New Year memories from Victorian Sidmouth

PUBLISHED: 14:55 05 January 2009 | UPDATED: 12:07 17 June 2010

LUCKILY Sidmouth historians have the diaries of Peter Orlando Hutchinson to draw on for any social history they may want from Victorian times.

LUCKILY Sidmouth historians have the diaries of Peter Orlando Hutchinson to draw on for any social history they may want from Victorian times.

This week Nostalgia looks at New Year snippets from his illustrated journals and sketchbooks from between 1846-1870 from the book Travels in Victorian Devon, compiled and edited by Jeremy Butler.

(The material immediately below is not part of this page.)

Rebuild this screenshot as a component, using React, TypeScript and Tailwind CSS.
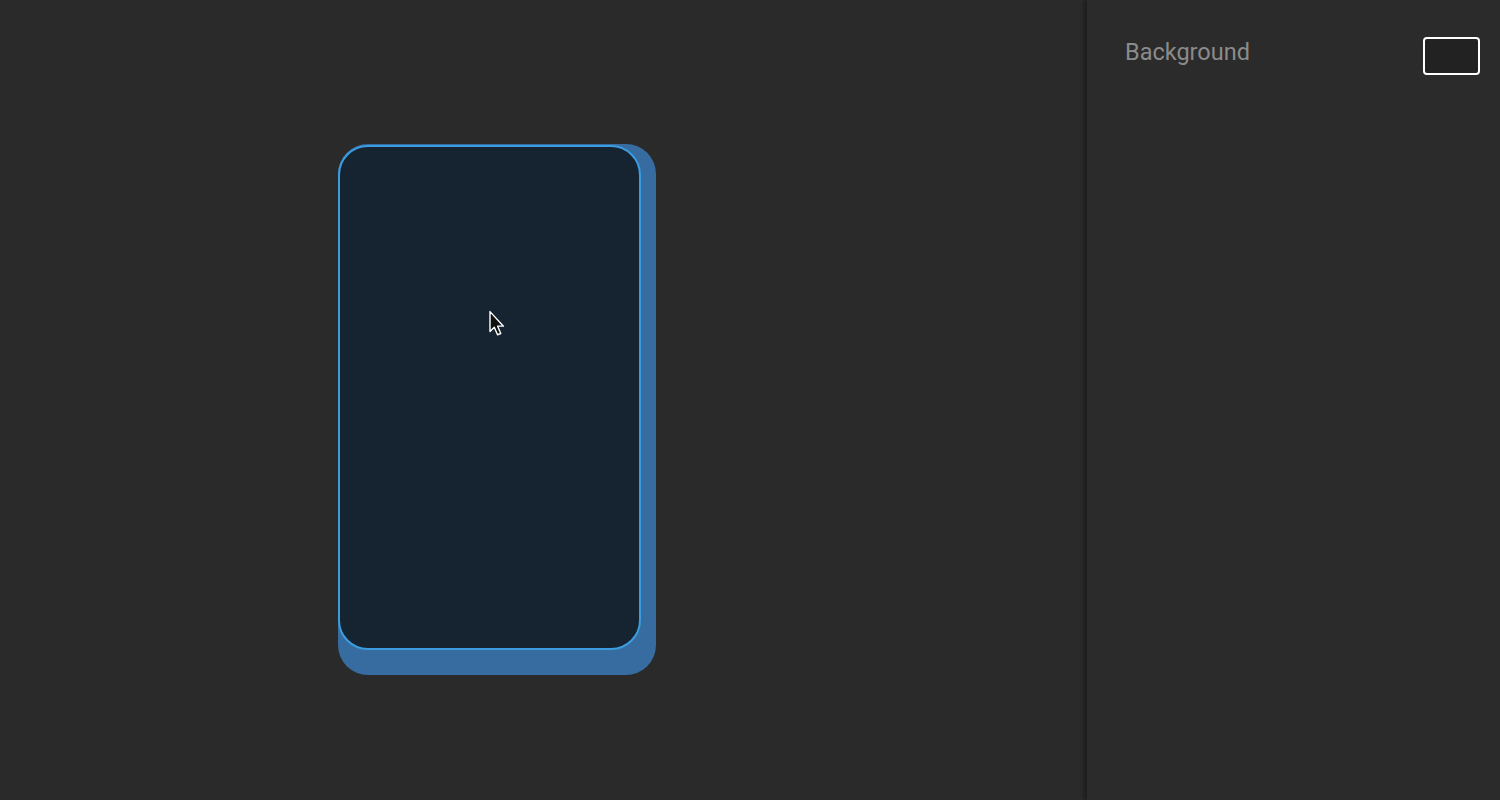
import React from "react";

export default function App() {
  return (
    <div className="flex h-[800px] w-[1500px] bg-[#2a2a2a] overflow-hidden" style={{ fontFamily: "Roboto, 'Liberation Sans', sans-serif" }}>
      <div className="flex-1 pl-[338px] pt-[144px]">
        <div className="relative w-[318px] h-[531px] rounded-[30px] bg-[#366ca0]">
          <div className="absolute left-0 top-[1px] w-[303px] h-[505px] rounded-[30px] border-[2.5px] border-[#3b9de0] bg-[#162331]" />
          <svg className="absolute left-[150px] top-[166px]" width="18" height="28" viewBox="0 0 16 26">
            <path d="M1.5 1.5 L1.5 20 L5.5 16 L8.5 23 L11.5 21.8 L8.6 15 L14 15 Z" fill="#111" stroke="#fff" strokeWidth="1.3" strokeLinejoin="round" />
          </svg>
        </div>
      </div>
      <div className="relative w-[413px] bg-[#2b2b2b] shadow-[-3px_0_4px_rgba(0,0,0,0.35)] flex items-start justify-between pl-[38px] pr-[20px] pt-[37px]">
        <div className="text-[23.5px] leading-[30px] text-[#8b8b8b]">Background</div>
        <div className="w-[57px] h-[38px] rounded-[4px] border-2 border-white bg-[#222222]" />
      </div>
    </div>
  );
}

1849: Tuesday January 2. The gold mines in Upper California have sent America mad. The ground is on the banks of the Sacramento and the San Joachin, not far from the port of San Francisco.

No sooner does a ship touch there than the sailors desert and run away to the gold fields.

Everything is neglected for gold, and the necessities of life are getting very scarce.

1852: Friday, January 9. Finished turning the brass setting of my achromatic object lens on Mr Heineken's lathe.

Monday, January 12 Music at Mr Heineken's. Played the overture to Semiramide as a quartet.

1853: Saturday, January 1. The frequent on-shore winds having removed the shingle to an unusual degree, suggested the idea that a favourable opportunity presented itself for making some examination of the spot.

A wall 80 feet long and three feet thick runs parallel with the beach wall and about 30 feet outside it, mostly constructed of blocks of stone the entire thickness of the wall...

If these foundations formed part of a habitable building, it should appear that the sea must have encroached since the time it was inhabitable.

1855: New Year's Day. I wonder what this year will bring...For England to be at war is a thing quite new to me. No doubt we have made the most egregious blunders. Never have troops suffered as ours have before Sebastopol for want of sufficient food, clothing and shelter.

As we have been at peace ever since the Battle of Waterloo, we are novices in the art of fighting, but great efforts are now being made to retrieve past mistakes.

1858: New Year's Day. Was awoken by the church bells at some unknown hour this morning, but fell asleep again. Today I hoisted the large flag but there was not a breath of wind to display it. This evening our old Christmas friends the Mummers came round.

1861: Tuesday, January 1. Accounts reach us of the unusual severity of the weather all over the country. On Christmas Day the thermometer seems to have fallen lower than on any other day this winter so far.

At Sidmouth it was 23 degrees, at Cheadle in Staffordshire 10 below zero, or 42 below freezing. It was 26 in my bedroom and everything frozen hard - jug, water bottle and toothbrushes.

I broke the ice in my jug and sponged myself with water and then dressed. I sleep under 15 blankets - some are doubled but it is 15 thicknesses at all events.